When it came out, VectorWise was one of a new class of massively parallel analytic databases developed specifically to provide a new level of performance on big data problems. Hoskins puts VectorWise in the same class as two other databases, including Mike Stonebraker’s Vertica database (now owned by Hewlett-Packard) and Barry Zane’s ParAccel database, which Actian also owns (Actian is also an investor in Zane’s latest startup, SPARQL City).

“These were the three shiny, new, all-columnar, all-analytic, software-only, scale-out-on-commodity-hardware databases,” Hoskins says. “They are fundamentally different than the rest of the databases, in my opinion. So we enjoy permanent performance advantages over that.”

The secret sauce that makes Vortex so darned fast, Hoskins says, is vector processing. “Slowly people are realizing that vector processing is a massive innovation that they have to have in the database,” he says.

Imapala is not the only competition Actian has for Vortex, of course. Hortonworks continues to work on Hive (which everybody seems to despise, Hoskins says) with its Stinger initiative, HP is shipping a version of Vertica for Hadoop, Pivotal’s HAWQ is soon-to-be in the open source realm, MapR has a play with Drill, and even IBM’s Big SQL gets play.

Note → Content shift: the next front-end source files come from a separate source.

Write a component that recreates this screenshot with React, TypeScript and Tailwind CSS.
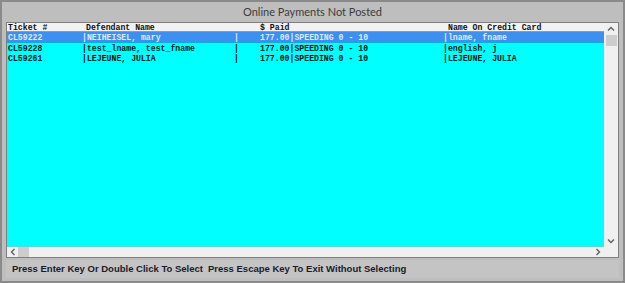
const mono = { fontFamily: '"Liberation Mono", "Courier New", monospace' };

type Row = { ticket: string; name: string; paid: string; card: string; selected?: boolean };

const rows: Row[] = [
  { ticket: 'CL59222', name: '|NEIHEISEL, mary', paid: '177.00|SPEEDING 0 - 10', card: '|lname, fname', selected: true },
  { ticket: 'CL59228', name: '|test_lname, test_fname', paid: '177.00|SPEEDING 0 - 10', card: '|english, j' },
  { ticket: 'CL59261', name: '|LEJEUNE, JULIA', paid: '177.00|SPEEDING 0 - 10', card: '|LEJEUNE, JULIA' },
];

function ListRow({ r }: { r: Row }) {
  return (
    <div
      className={`flex items-center whitespace-pre pt-[2px] font-bold leading-none ${
        r.selected ? 'h-[11px] bg-[#3d8ff0] text-[#dfe9ff]' : 'h-[10px] text-[#101010]'
      }`}
    >
      <span className="w-[75px] pl-[1px]">{r.ticket}</span>
      <span className="w-[152px]">{r.name}</span>
      <span className="w-[26px]">|</span>
      <span className="w-[183px]">{r.paid}</span>
      <span>{r.card}</span>
    </div>
  );
}

export default function App() {
  return (
    <div
      className="flex h-[283px] w-[625px] flex-col border-2 border-[#8a8a8a] bg-[#bebebe]"
      style={{ fontFamily: '"Liberation Sans", Arial, sans-serif' }}
    >
      <div className="flex h-[20px] items-center justify-center pt-[1px] text-[11px] text-[#3c3c3c]" style={{ fontFamily: 'Lato, "Noto Sans", sans-serif' }}>
        Online Payments Not Posted
      </div>
      <div className="mx-[4px] flex h-[236px] flex-col border border-[#7f7f7f] bg-[#f0f0f0]">
        <div className="flex min-h-0 flex-1">
          <div className="flex flex-1 flex-col text-[8.2px]" style={mono}>
            <div className="flex h-[9px] items-center whitespace-pre border-b border-[#9a9a9a] bg-[#f2f2f2] pt-[3px] font-bold leading-none text-[#101010]">
              <span className="w-[79px] pl-[1px]">Ticket #</span>
              <span className="w-[174px]">Defendant Name</span>
              <span className="w-[188px]">$ Paid</span>
              <span>Name On Credit Card</span>
            </div>
            <div className="flex-1 bg-[#00ffff]">
              {rows.map((r) => (
                <ListRow key={r.ticket} r={r} />
              ))}
            </div>
          </div>
          <div className="flex w-[14px] flex-col items-center bg-[#f0f0f0]">
            <svg width="8" height="8" viewBox="0 0 8 8" className="mt-[2px]">
              <path d="M1 5.5 L4 2.5 L7 5.5" fill="none" stroke="#606060" strokeWidth="1.4" />
            </svg>
            <div className="mt-[2px] h-[11px] w-[11px] bg-[#cdcdcd]" />
            <div className="flex-1" />
            <svg width="8" height="8" viewBox="0 0 8 8" className="mb-[2px]">
              <path d="M1 2.5 L4 5.5 L7 2.5" fill="none" stroke="#606060" strokeWidth="1.4" />
            </svg>
          </div>
        </div>
        <div className="flex h-[10px] items-center bg-[#f0f0f0] pr-[14px]">
          <svg width="8" height="8" viewBox="0 0 8 8" className="ml-[2px]">
            <path d="M5.5 1 L2.5 4 L5.5 7" fill="none" stroke="#606060" strokeWidth="1.4" />
          </svg>
          <div className="ml-[1px] h-[10px] w-[11px] bg-[#cdcdcd]" />
          <div className="flex-1" />
          <svg width="8" height="8" viewBox="0 0 8 8" className="mr-[2px]">
            <path d="M2.5 1 L5.5 4 L2.5 7" fill="none" stroke="#606060" strokeWidth="1.4" />
          </svg>
        </div>
      </div>
      <div className="mx-[4px] mt-[2px] flex h-[18px] items-center bg-[#c4c4c4] pt-[1px] text-[9.5px] font-bold text-[#1a1a2a]">
        <span className="ml-[6px] w-[196px]">Press Enter Key Or Double Click To Select</span>
        <span>Press Escape Key To Exit Without Selecting</span>
      </div>
    </div>
  );
}
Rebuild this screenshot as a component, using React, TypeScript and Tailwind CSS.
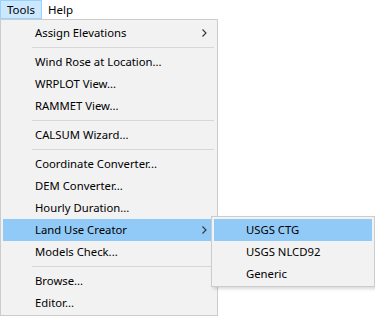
import React from 'react'

type Item = { label: string; sub?: boolean; active?: boolean } | 'sep'

const items: Item[] = [
    { label: 'Assign Elevations', sub: true },
    'sep',
    { label: 'Wind Rose at Location...' },
    { label: 'WRPLOT View...' },
    { label: 'RAMMET View...' },
    'sep',
    { label: 'CALSUM Wizard...' },
    'sep',
    { label: 'Coordinate Converter...' },
    { label: 'DEM Converter...' },
    { label: 'Hourly Duration...' },
    { label: 'Land Use Creator', sub: true, active: true },
    { label: 'Models Check...' },
    'sep',
    { label: 'Browse...' },
    { label: 'Editor...' },
]

const subItems = [
    { label: 'USGS CTG', active: true },
    { label: 'USGS NLCD92' },
    { label: 'Generic' },
]

const Chevron = () => (
    <svg width="5" height="8" viewBox="0 0 5 8" className="text-[#333]">
        <path d="M0.5 0.5 L4 4 L0.5 7.5" fill="none" stroke="currentColor" strokeWidth="1.1" />
    </svg>
)

const MenuRow = ({ label, sub, active }: { label: string; sub?: boolean; active?: boolean }) => (
    <div className={`h-[22px] flex items-center pl-[32px] pr-[8px] ${active ? 'bg-[#91c9f7]' : ''}`}>
        <span className="flex-1 leading-none">{label}</span>
        {sub && <Chevron />}
    </div>
)

const App = () => {
    return (
        <div className="w-[375px] h-[317px] bg-white text-[11.3px] text-black overflow-hidden" style={{ fontFamily: '"Segoe UI", "Noto Sans", sans-serif' }}>
            <div className="h-[19px] flex items-stretch text-[11.5px]">
                <div className="w-[42px] flex items-center pl-[6px] bg-[#cce8ff] border border-[#99d1ff]">Tools</div>
                <div className="flex items-center pl-[6px]">Help</div>
            </div>
            <div className="relative">
                <div className="w-[218px] h-[297px] bg-[#f2f2f2] border border-[#cccccc] pt-[2px] pb-[1px] px-[2px]">
                    {items.map((it, i) =>
                        it === 'sep' ? (
                            <div key={i} className="h-[7px] flex items-center pl-[29px] pr-[1px]">
                                <div className="h-px w-full bg-[#d7d7d7]" />
                            </div>
                        ) : (
                            <MenuRow key={i} {...it} />
                        )
                    )}
                </div>
                <div className="absolute left-[211px] top-[197px] w-[164px] h-[71px] bg-[#f2f2f2] border border-[#cccccc] p-[2px] shadow-[2px_2px_3px_rgba(0,0,0,0.15)]">
                    {subItems.map((s) => (
                        <MenuRow key={s.label} {...s} />
                    ))}
                </div>
            </div>
        </div>
    )
}

export default App
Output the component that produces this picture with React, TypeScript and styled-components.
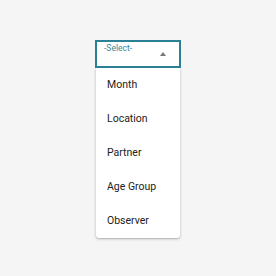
import React from 'react';
import styled, { createGlobalStyle } from 'styled-components';

const GlobalStyle = createGlobalStyle`
  html, body {
    margin: 0;
    padding: 0;
    background: #f5f5f5;
    font-family: Roboto, "Liberation Sans", sans-serif;
  }
`;

const Page = styled.div`
  width: 276px;
  height: 276px;
  display: flex;
  justify-content: center;
  padding-top: 40px;
  box-sizing: border-box;
`;

const Dropdown = styled.div`
  width: 86px;
  display: flex;
  flex-direction: column;
  align-items: center;
`;

const SelectBox = styled.div`
  width: 86px;
  height: 28px;
  box-sizing: border-box;
  border: 2px solid #2a8094;
  background: #fff;
  position: relative;
  padding: 1px 0 0 7px;
  font-size: 8.5px;
  line-height: 10px;
  color: #3a8799;
`;

const Arrow = styled.span`
  position: absolute;
  right: 13px;
  top: 10px;
  width: 0;
  height: 0;
  border-left: 3.5px solid transparent;
  border-right: 3.5px solid transparent;
  border-bottom: 4px solid #777;
`;

const Menu = styled.ul`
  list-style: none;
  margin: 0;
  padding: 0;
  width: 84px;
  background: #fff;
  border-radius: 0 0 3px 3px;
  box-shadow: 0 1px 3px rgba(0, 0, 0, 0.25), 0 1px 1px rgba(0, 0, 0, 0.08);
`;

const Item = styled.li`
  height: 34px;
  box-sizing: border-box;
  padding: 0 0 2px 11px;
  display: flex;
  align-items: center;
  font-size: 10.5px;
  color: #222;
`;

const options = ['Month', 'Location', 'Partner', 'Age Group', 'Observer'];

export default function App() {
  return (
    <>
      <GlobalStyle />
      <Page>
        <Dropdown>
          <SelectBox>
            -Select-
            <Arrow />
          </SelectBox>
          <Menu>
            {options.map((o) => (
              <Item key={o}>{o}</Item>
            ))}
          </Menu>
        </Dropdown>
      </Page>
    </>
  );
}
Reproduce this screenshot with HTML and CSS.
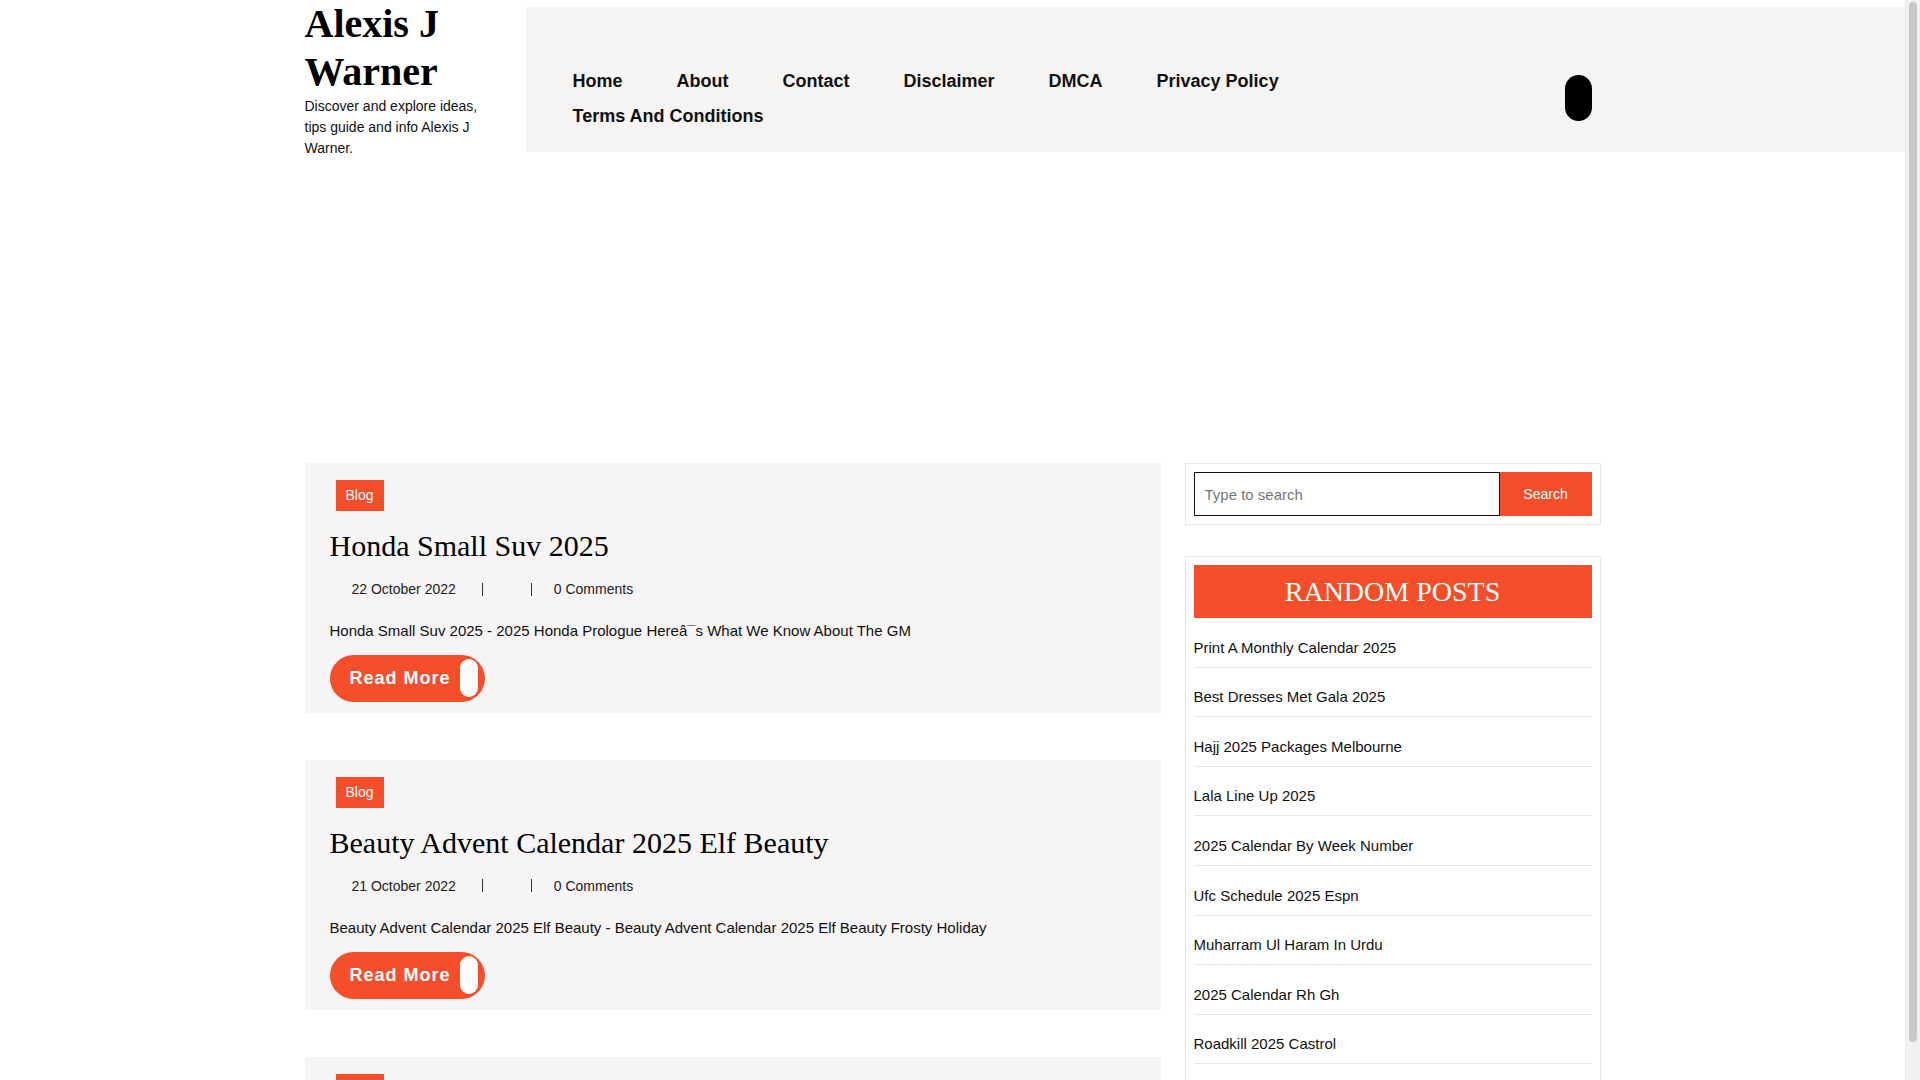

Hoskins says it could take 10 years for competitors to catch up to Vortex. “We see queries [from Tableau] that have 500 lines in them,” he says. “Try putting that in a query planner and optimizer and have it understand perfectly how to distribute a balanced, parallel workloads around an HDFS cluster. That’s non-trivial stuff, and we solved it already and brought it into Hadoop instead of writing it from scratch.”

Hoskins admits that Hadoop is bigger than just SQL. It is, after all, called Structured Query Language, which means it’s not great at crunching vast amounts of unstructured or semi-structured data. Actian offers other tools for hammering messy data down into more structured data, or for tackling “unknown unknown” types of problems, including graph analytics and its triple-store.

But once business data is in a relatively stable form, customers still want to use SQL to solve those “known unknown” types of problems. “Unstructured data is interesting and we handle that,” Hoskins says. “But there’s still an opportunity to take certain data sets that you’re trying to interrogate over and over with the lowest latencies in the world, and pay for that cost of loading them into a fixed schema SQL database, so you can get not only incredible response time and access.”

It’s all about making business analysts who are skilled in SQL and have domain expertise productive on Hadoop. “This is about addressing that shortage in the Hadoop world, where people are slinging Pig and MapReduce code, tragically,” Hoskins says. “What if you could bring a high-level, high-productivity, high-function language like SQL to the game? It could be very important.”

Cloudera Touts Near Linear Scalability with Impala

How Actian Plans to Take Over the Big Data World

Applications: Data Mining, Enterprise Analytics

Technologies: Middleware

Sectors: Financial Services, Healthcare, Manufacturing, Retail

Vendors: actian, Cloudera, Hewlett-Packard, SPARQL City

Tags: actian, impala, paraccel, SQL on Hadoop, Vector, Vectorwise, vertica, Vortex

Only registered users may comment. Register using the form below.

Check off newsletters you would like to receive*
- HPCwire
- EnterpriseTech
- Datanami
- Technology Conferences & Events
- Advanced Computing Job Bank
- Technology Product Showcase
Email*
Name*
First Last
Organization*
Job Function*
Industry*
Country*
City*
State*
Province*
- Please check here to receive valuable email offers from Datanami on behalf of our select partners.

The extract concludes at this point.